There are also four McMaster et al. stories, not shown in this plot, that have no matching French text in the Pléiade-based corpus: "The Englishmen of Etretat," "The Lancer's Wife," "The Legion of Honor," and "The Thief." These may be misattributions.

Poe-Baudelaire

For Baudelaire's translations of Poe there were few enough stories, with titles that easily matched up at a glance between the English and French, that I simply created the parallel index myself manually.

Below is a comparison of word counts for the Poe stories. Baudelaire's translations are much more consistent in length than we saw above with McMaster et al., and even tend to be slightly longer in the French than in the English originals. There's one notable exception, "The Adventures of One Hans Pfaal," coming in at 88% the length of the original.

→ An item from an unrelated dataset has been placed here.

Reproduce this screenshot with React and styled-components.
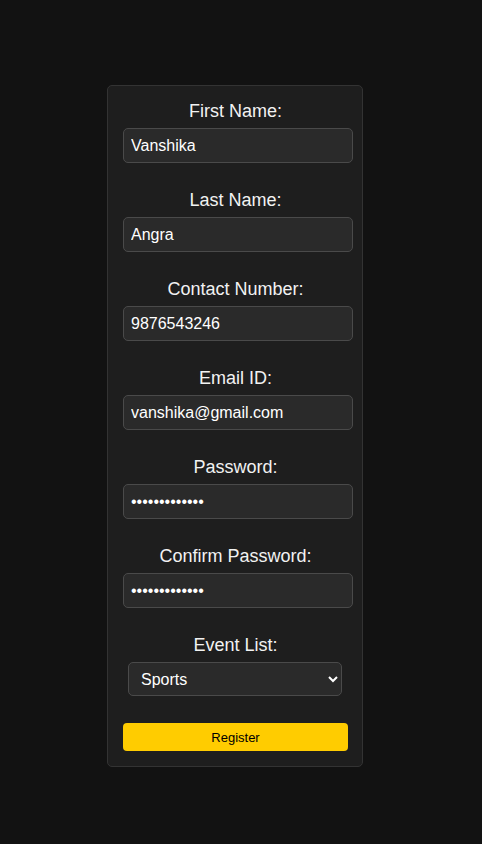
import React, { useState } from "react";
import styled, { createGlobalStyle } from "styled-components";

const GlobalStyle = createGlobalStyle`
  html, body {
    margin: 0;
    padding: 0;
    background: #121212;
    font-family: "Liberation Sans", Arial, sans-serif;
  }
`;

const Page = styled.div`
  min-height: 844px;
  box-sizing: border-box;
  padding: 85px 0 0 107px;
`;

const Card = styled.form`
  width: 256px;
  box-sizing: border-box;
  padding: 15px 14px 15px 15px;
  background: #1e1e1e;
  border: 1px solid #333;
  border-radius: 5px;
  display: flex;
  flex-direction: column;
`;

const Group = styled.div`
  display: flex;
  flex-direction: column;
  margin-bottom: 27px;
`;

const Label = styled.label`
  color: #f2f2f2;
  font-size: 18px;
  line-height: 21px;
  text-align: center;
  margin-bottom: 6px;
`;

const Input = styled.input`
  width: 230px;
  height: 35px;
  box-sizing: border-box;
  padding: 0 7px;
  background: #2a2a2a;
  border: 1px solid #4a4a4a;
  border-radius: 5px;
  color: #fff;
  font-family: inherit;
  font-size: 16px;
  outline: none;
`;

const Select = styled.select`
  width: 214px;
  height: 34px;
  margin-left: 5px;
  box-sizing: border-box;
  padding: 0 6px 0 8px;
  background: #2a2a2a;
  border: 1px solid #4a4a4a;
  border-radius: 5px;
  color: #fff;
  color-scheme: dark;
  font-family: inherit;
  font-size: 16px;
  outline: none;
`;

const Button = styled.button`
  width: 100%;
  height: 28px;
  background: #ffcc00;
  border: none;
  border-radius: 4px;
  color: #000;
  font-family: inherit;
  font-size: 13px;
  cursor: pointer;
`;

const fields = [
  { id: "first", label: "First Name:", value: "Vanshika" },
  { id: "last", label: "Last Name:", value: "Angra" },
  { id: "contact", label: "Contact Number:", value: "9876543246" },
  { id: "email", label: "Email ID:", value: "vanshika@gmail.com" },
  { id: "password", label: "Password:", value: "vanshika12345", type: "password" },
  { id: "confirm", label: "Confirm Password:", value: "vanshika12345", type: "password" },
];

const App = () => {
  const [form, setForm] = useState(
    Object.fromEntries(fields.map((f) => [f.id, f.value]))
  );
  const [event, setEvent] = useState("Sports");

  return (
    <Page>
      <GlobalStyle />
      <Card onSubmit={(e) => e.preventDefault()}>
        {fields.map((f) => (
          <Group key={f.id}>
            <Label htmlFor={f.id}>{f.label}</Label>
            <Input
              id={f.id}
              type={f.type || "text"}
              value={form[f.id]}
              onChange={(e) => setForm({ ...form, [f.id]: e.target.value })}
            />
          </Group>
        ))}
        <Group>
          <Label htmlFor="event">Event List:</Label>
          <Select id="event" value={event} onChange={(e) => setEvent(e.target.value)}>
            <option>Sports</option>
            <option>Music</option>
            <option>Dance</option>
            <option>Drama</option>
          </Select>
        </Group>
        <Button type="submit">Register</Button>
      </Card>
    </Page>
  );
};

export default App;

In fact that's the only Baudelaire translation that's shorter than the Poe original.

Word count comparison for Poe's stories: French vs English

These word count plots have just been a quick way to validate that I've matched the stories correctly between the two languages, and that there were not any obvious parsing errors, or errors with the source texts themselves, that have left us with an incomplete text on one side or the other. Comparing the source texts in these outlier cases, there indeed appear to be editorial or authorial choices behind the "missing" material, rather than corpus construction errors. I may take a closer look at some of these differences in later analysis.